Likewise, no one here is denying the Holocaust or the ugly facts of European anti-Semitism. If these were at issue, no doubt the Times would say so.

Instead, we have vague references to competing narratives and no explanation about where the two histories might clash. It seems that Rudoren would rather avoid these details. They are not pretty, and the best Shavit and Morris can do with them is to say that they were unfortunate but necessary. Shavit writes, referring to those responsible for the crimes in Lydda,“I’ll stand by the damned, because I know that if not for them the State of Israel would not have been born.”

Times readers should also revisit Roger Cohen’s op-ed column, “My Jewish State,” which ran yesterday. Here he makes clear that for Palestinians Netanyahu’s demand that they recognize Israel as Jewish state would “amount to explicit acquiescence to second-class citizenship for the 1.6 million Arabs in Israel” and “undermine the rights of millions of Palestinian refugees.” These are the main reasons they reject Netanyahu’s demand.

Israel is already Jewish, Cohen says, and Netanyahu’s demand is “a waste of time, a complicating diversion when none is needed.” He quotes an Israeli political scientist who says it is nothing but “a tactical issue raised by Netanyahu in order to make negotiations more difficult.”
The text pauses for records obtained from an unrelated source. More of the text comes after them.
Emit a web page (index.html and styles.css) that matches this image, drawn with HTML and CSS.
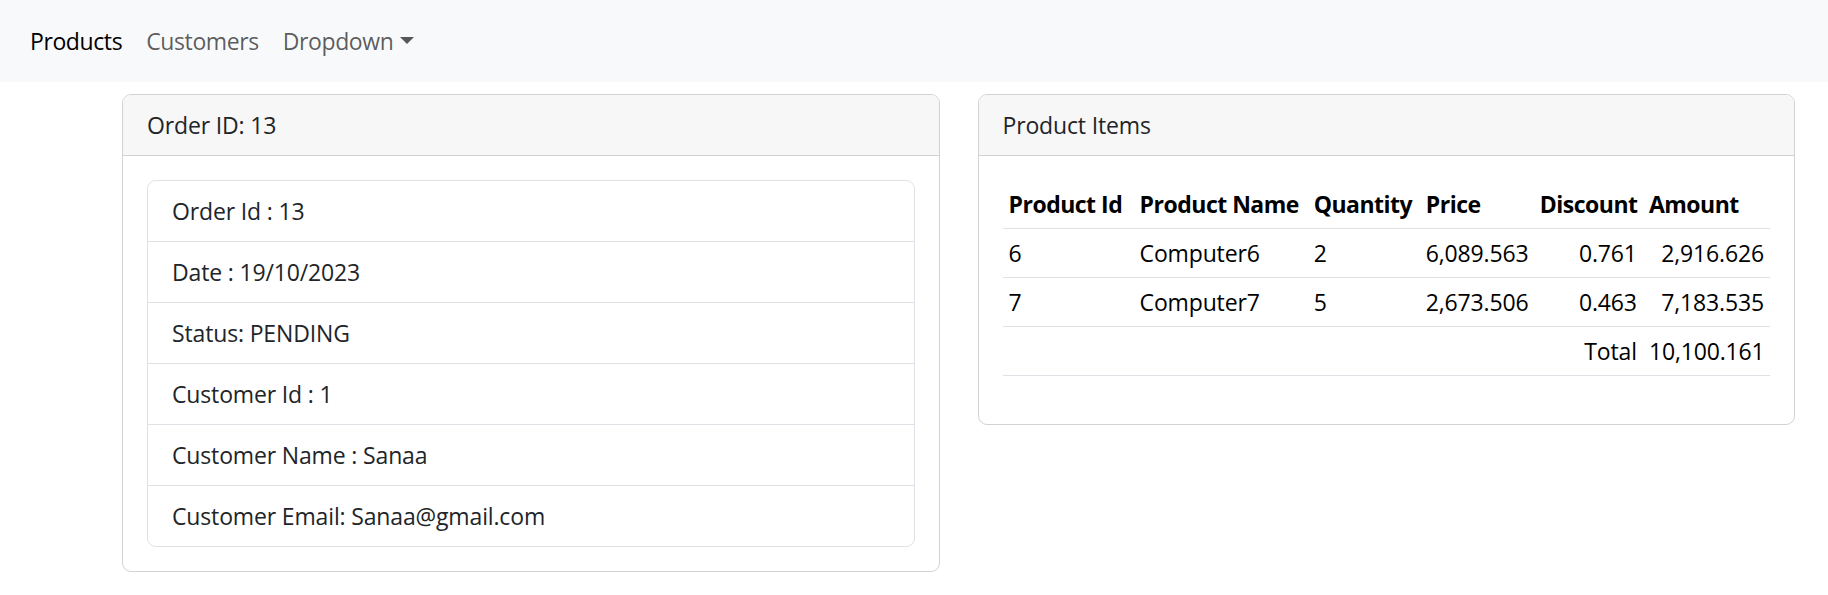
FILE: index.html
```html
<!DOCTYPE html>
<html lang="en">
<head>
<meta charset="utf-8">
<title>Order</title>
<link rel="stylesheet" href="styles.css">
</head>
<body>
<nav class="navbar">
  <ul class="nav">
    <li><a class="nav-link active" href="#">Products</a></li>
    <li><a class="nav-link" href="#">Customers</a></li>
    <li><a class="nav-link dropdown-toggle" href="#">Dropdown</a></li>
  </ul>
</nav>
<main class="content">
  <section class="card">
    <div class="card-header">Order ID: 13</div>
    <div class="card-body">
      <ul class="list-group">
        <li class="list-item">Order Id : 13</li>
        <li class="list-item">Date : 19/10/2023</li>
        <li class="list-item">Status: PENDING</li>
        <li class="list-item">Customer Id : 1</li>
        <li class="list-item">Customer Name : Sanaa</li>
        <li class="list-item">Customer Email: Sanaa@gmail.com</li>
      </ul>
    </div>
  </section>
  <section class="card">
    <div class="card-header">Product Items</div>
    <div class="card-body">
      <table class="table">
        <colgroup>
          <col class="c1"><col class="c2"><col class="c3"><col class="c4"><col class="c5"><col class="c6">
        </colgroup>
        <thead>
          <tr><th>Product Id</th><th>Product Name</th><th>Quantity</th><th>Price</th><th>Discount</th><th>Amount</th></tr>
        </thead>
        <tbody>
          <tr><td>6</td><td>Computer6</td><td>2</td><td>6,089.563</td><td class="num">0.761</td><td class="num">2,916.626</td></tr>
          <tr><td>7</td><td>Computer7</td><td>5</td><td>2,673.506</td><td class="num">0.463</td><td class="num">7,183.535</td></tr>
          <tr><td></td><td></td><td></td><td></td><td class="num">Total</td><td class="num">10,100.161</td></tr>
        </tbody>
      </table>
    </div>
  </section>
</main>
</body>
</html>
```
FILE: styles.css
```css
* { box-sizing: border-box; }
html, body { margin: 0; padding: 0; }
body {
  font-family: "Segoe UI", "Open Sans", "Noto Sans", sans-serif;
  font-size: 23px;
  letter-spacing: -0.15px;
  line-height: 36px;
  color: #212529;
  background: #fff;
}
.navbar {
  height: 82px;
  background: #f8f9fa;
  display: flex;
  align-items: center;
  padding: 0 18px;
}
.nav {
  list-style: none;
  margin: 0;
  padding: 0;
  display: flex;
  letter-spacing: -0.4px;
}
.nav-link {
  display: block;
  padding: 0 12px;
  color: rgba(0, 0, 0, 0.65);
  text-decoration: none;
}
.nav-link.active { color: #000; }
.dropdown-toggle::after {
  content: "";
  display: inline-block;
  margin-left: 7px;
  vertical-align: 6px;
  border-top: 7px solid;
  border-left: 7px solid transparent;
  border-right: 7px solid transparent;
  border-bottom: 0;
}
.content {
  display: flex;
  align-items: flex-start;
  gap: 38px;
  padding: 12px 33px 0 122px;
}
.card {
  flex: 1 1 0;
  border: 1px solid #d2d2d2;
  border-radius: 9px;
  overflow: hidden;
}
.card-header {
  padding: 12px 24px;
  background: #f7f7f7;
  border-bottom: 1px solid #d2d2d2;
}
.card-body { padding: 24px; }
.list-group {
  list-style: none;
  margin: 0;
  padding: 0;
  border: 1px solid #dee2e6;
  border-radius: 9px;
}
.list-item {
  padding: 12px 24px;
  border-top: 1px solid #dee2e6;
}
.list-item:first-child { border-top: 0; }
.table {
  width: 100%;
  table-layout: fixed;
  border-collapse: collapse;
  margin-bottom: 24px;
  color: #000;
}
.c1 { width: 131px; }
.c2 { width: 174px; }
.c3 { width: 112px; }
.c4 { width: 114px; }
.c5 { width: 109px; }
.c6 { width: 127px; }
.table th, .table td {
  padding: 6px;
  text-align: left;
  white-space: nowrap;
  border-bottom: 1px solid #dee2e6;
}
.table th { font-weight: 700; letter-spacing: -0.5px; }
.table td.num { text-align: right; }
```
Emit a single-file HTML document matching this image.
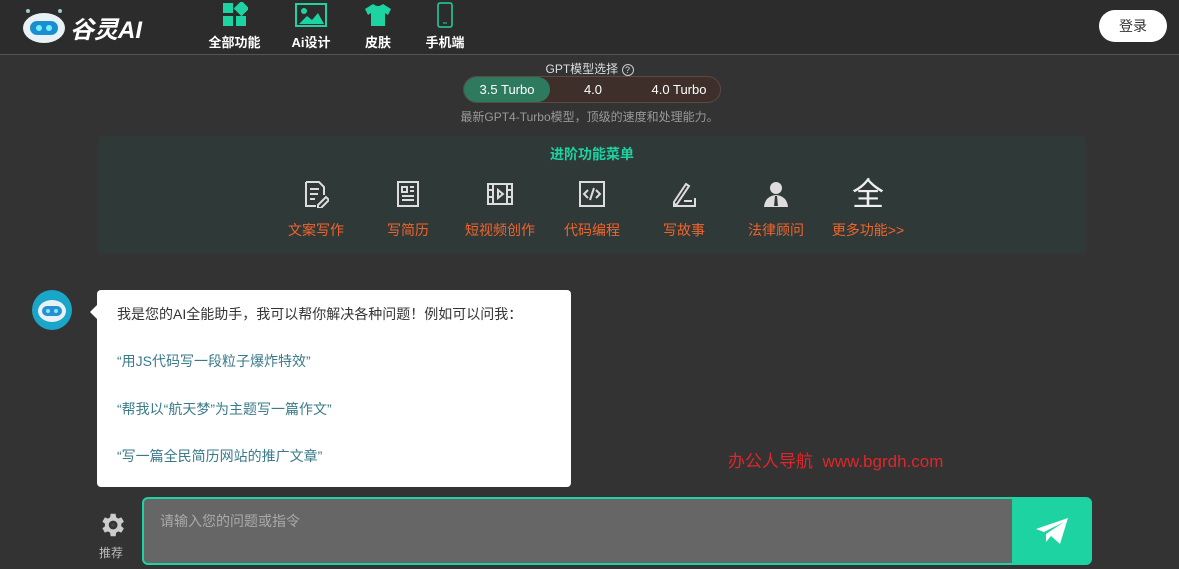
<!DOCTYPE html><html><head><meta charset="utf-8"><style>
*{margin:0;padding:0;box-sizing:border-box}
body{width:1179px;height:569px;background:#333;font-family:"Liberation Sans","Noto Sans CJK SC",sans-serif;position:relative;overflow:hidden;color:#eee}
.hdr{position:absolute;left:0;top:0;width:1179px;height:55px;background:#2c2c2c;border-bottom:1px solid #555}
.nav{position:absolute;top:2px;text-align:center;font-size:13px;font-weight:bold;color:#fff}
.nav svg{display:block;margin:0 auto 4px}
.abs{position:absolute}
.panel{position:absolute;left:98px;top:136px;width:988px;height:118px;background:#2f3938;border-radius:4px}
.it{position:absolute;top:44px;width:90px;text-align:center;color:#f0642c;font-size:14px}
.it svg{display:block;margin:0 auto 12px}
.bub{position:absolute;left:97px;top:290px;width:474px;height:197px;background:#fff;border-radius:4px;color:#333;font-size:14px}
.bub p{position:absolute;left:20px}
.q{color:#3a7a8a}
</style></head><body>
<div class="hdr"></div>
<svg class="abs" style="left:22px;top:7px" width="44" height="38" viewBox="0 0 44 38"><circle cx="6" cy="4" r="2" fill="#9cc"/><circle cx="38" cy="4" r="2" fill="#9cc"/><ellipse cx="22" cy="21" rx="21" ry="15" fill="#e8f1f5"/><rect x="8" y="14" width="28" height="14" rx="7" fill="#1a8fd0"/><circle cx="17" cy="21" r="3" fill="#7ef"/><circle cx="27" cy="21" r="3" fill="#7ef"/></svg>
<div class="abs" style="left:70px;top:10px;font-size:24px;font-weight:bold;font-style:italic;color:#fff">谷灵AI</div>
<div class="nav" style="left:207px;width:55px"><svg width="26" height="26"><rect x="1" y="1" width="10" height="10" fill="#1ed3a2"/><rect x="14" y="1" width="11" height="11" fill="#1ed3a2" transform="rotate(45 19.5 6.5)"/><rect x="1" y="14" width="10" height="10" fill="#1ed3a2"/><rect x="14" y="14" width="10" height="10" fill="#1ed3a2"/></svg>全部功能</div>
<div class="nav" style="left:290px;width:42px"><svg width="32" height="26"><rect x="1" y="2" width="30" height="22" fill="none" stroke="#1ed3a2" stroke-width="2"/><circle cx="9" cy="9" r="3" fill="#1ed3a2"/><path d="M4 22 L12 14 L17 18 L23 11 L29 22Z" fill="#1ed3a2"/></svg>Ai设计</div>
<div class="nav" style="left:363px;width:30px"><svg width="28" height="26"><path d="M9 2 L1 7 L4 13 L7 11 L7 24 L21 24 L21 11 L24 13 L27 7 L19 2 Q14 6 9 2Z" fill="#1ed3a2"/></svg>皮肤</div>
<div class="nav" style="left:424px;width:42px"><svg width="18" height="26"><rect x="2" y="1" width="14" height="24" rx="2" fill="none" stroke="#1ed3a2" stroke-width="1.5"/><line x1="7" y1="21" x2="11" y2="21" stroke="#1ed3a2"/></svg>手机端</div>
<div class="abs" style="left:1099px;top:10px;width:68px;height:32px;border-radius:16px;background:#fff;color:#333;font-size:14px;text-align:center;line-height:32px">登录</div>
<div class="abs" style="left:0;width:1179px;top:60px;text-align:center;font-size:12px;color:#ddd">GPT模型选择 <span style="display:inline-block;width:12px;height:12px;border:1px solid #ccc;border-radius:50%;font-size:9px;line-height:10px">?</span></div>
<div class="abs" style="left:463px;top:76px;width:258px;height:27px;border-radius:14px;background:#3e2f2b;border:1px solid #5a4a45;font-size:13px;color:#fff">
<div class="abs" style="left:0;top:0;width:86px;height:25px;border-radius:13px;background:#2d7a5f;text-align:center;line-height:25px">3.5 Turbo</div>
<div class="abs" style="left:86px;width:86px;text-align:center;line-height:25px">4.0</div>
<div class="abs" style="left:172px;width:86px;text-align:center;line-height:25px">4.0 Turbo</div></div>
<div class="abs" style="left:0;width:1179px;top:108px;text-align:center;font-size:12px;color:#999">最新GPT4-Turbo模型，顶级的速度和处理能力。</div>
<div class="panel">
<div class="abs" style="left:0;width:988px;top:8px;text-align:center;color:#1ed3a2;font-size:14px;font-weight:bold">进阶功能菜单</div>
<div class="it" style="left:173px"><svg width="26" height="28" fill="none" stroke="#ddd" stroke-width="2"><path d="M3 2h13l5 5v8M3 2v24h10M7 9h9M7 14h8M7 19h5M15 25l8-8 3 3-8 8h-3z"/></svg>文案写作</div>
<div class="it" style="left:265px"><svg width="24" height="28" fill="none" stroke="#ddd" stroke-width="2"><rect x="2" y="2" width="20" height="24"/><path d="M6 7h5v5H6zM14 7h4M14 11h4M6 16h12M6 20h12"/></svg>写简历</div>
<div class="it" style="left:357px"><svg width="28" height="28" fill="none" stroke="#ddd" stroke-width="2"><rect x="2" y="4" width="24" height="20"/><path d="M7 4v20M21 4v20M2 10h5M2 17h5M21 10h5M21 17h5M12 10l5 4-5 4z"/></svg>短视频创作</div>
<div class="it" style="left:449px"><svg width="28" height="28" fill="none" stroke="#ddd" stroke-width="2"><rect x="2" y="2" width="24" height="24"/><path d="M10 10l-4 4 4 4M18 10l4 4-4 4M16 8l-4 12"/></svg>代码编程</div>
<div class="it" style="left:541px"><svg width="28" height="28" fill="none" stroke="#ddd" stroke-width="2"><path d="M4 22l12-18 3 2-12 18-3 1zM3 26h22v-8M14 21h8"/></svg>写故事</div>
<div class="it" style="left:633px"><svg width="28" height="28"><circle cx="14" cy="8" r="6" fill="#ddd"/><path d="M2 27q1-11 12-12q11 1 12 12z" fill="#ddd"/><path d="M13 16h2l1 10h-4z" fill="#2f3938"/></svg>法律顾问</div>
<div class="it" style="left:725px"><div style="font-size:32px;color:#eee;height:28px;line-height:28px;margin-bottom:12px">全</div>更多功能&gt;&gt;</div>
</div>
<svg class="abs" style="left:32px;top:290px" width="40" height="40"><circle cx="20" cy="20" r="20" fill="#1aa6c8"/><ellipse cx="20" cy="21" rx="14" ry="11" fill="#e8f1f5"/><rect x="10" y="16" width="20" height="10" rx="5" fill="#2a8fcf"/><circle cx="16" cy="21" r="2" fill="#7ef"/><circle cx="24" cy="21" r="2" fill="#7ef"/></svg>
<div class="abs" style="left:90px;top:305px;width:0;height:0;border:7px solid transparent;border-right-color:#fff;border-left:0"></div>
<div class="bub">
<p style="top:14px">我是您的AI全能助手，我可以帮你解决各种问题！例如可以问我：</p>
<p class="q" style="top:61px">“用JS代码写一段粒子爆炸特效”</p>
<p class="q" style="top:109px">“帮我以“航天梦”为主题写一篇作文”</p>
<p class="q" style="top:156px">“写一篇全民简历网站的推广文章”</p>
</div>
<div class="abs" style="left:728px;top:447px;color:#e0262a;font-size:17px">办公人导航&nbsp; www.bgrdh.com</div>
<svg class="abs" style="left:97px;top:510px" width="30" height="30" viewBox="0 0 24 24"><path fill="#ccc" d="M19.4 13a7.5 7.5 0 000-2l2.1-1.6-2-3.5-2.5 1a7.6 7.6 0 00-1.7-1L14.9 3h-4l-.4 2.9a7.6 7.6 0 00-1.7 1l-2.5-1-2 3.5L6.4 11a7.5 7.5 0 000 2l-2.1 1.6 2 3.5 2.5-1a7.6 7.6 0 001.7 1l.4 2.9h4l.4-2.9a7.6 7.6 0 001.7-1l2.5 1 2-3.5zM12.9 15.5a3.5 3.5 0 110-7 3.5 3.5 0 010 7z"/><circle cx="12.9" cy="12" r="1.7" fill="#444"/></svg>
<div class="abs" style="left:99px;top:544px;font-size:12px;color:#bbb">推荐</div>
<div class="abs" style="left:142px;top:497px;width:950px;height:68px;border:2px solid #1ed3a2;border-radius:6px;background:#1ed3a2;overflow:hidden">
<div class="abs" style="left:0;top:0;width:868px;height:64px;background:#666;color:#aaa;font-size:14px;padding:12px 16px">请输入您的问题或指令</div>
<svg class="abs" style="left:890px;top:17px" width="36" height="30" viewBox="0 0 36 30"><path d="M2 13 L34 2 L26 28 L17 20 L12 26 L12 18 L30 6 L10 16Z" fill="#fff"/></svg>
</div>
</body></html>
Rudoren’s story fails to address the real difficulties for Palestinians in recognizing Israel as a Jewish state. This would require a closer look at discriminatory laws and practices directed against Palestinians within Israel today and the misery of millions of refugees made stateless by the founding of Israel.

Rather than do this, Rudoren and Times circle around an unsubstantiated claim that “competing narratives” are the sticking point in the present dispute.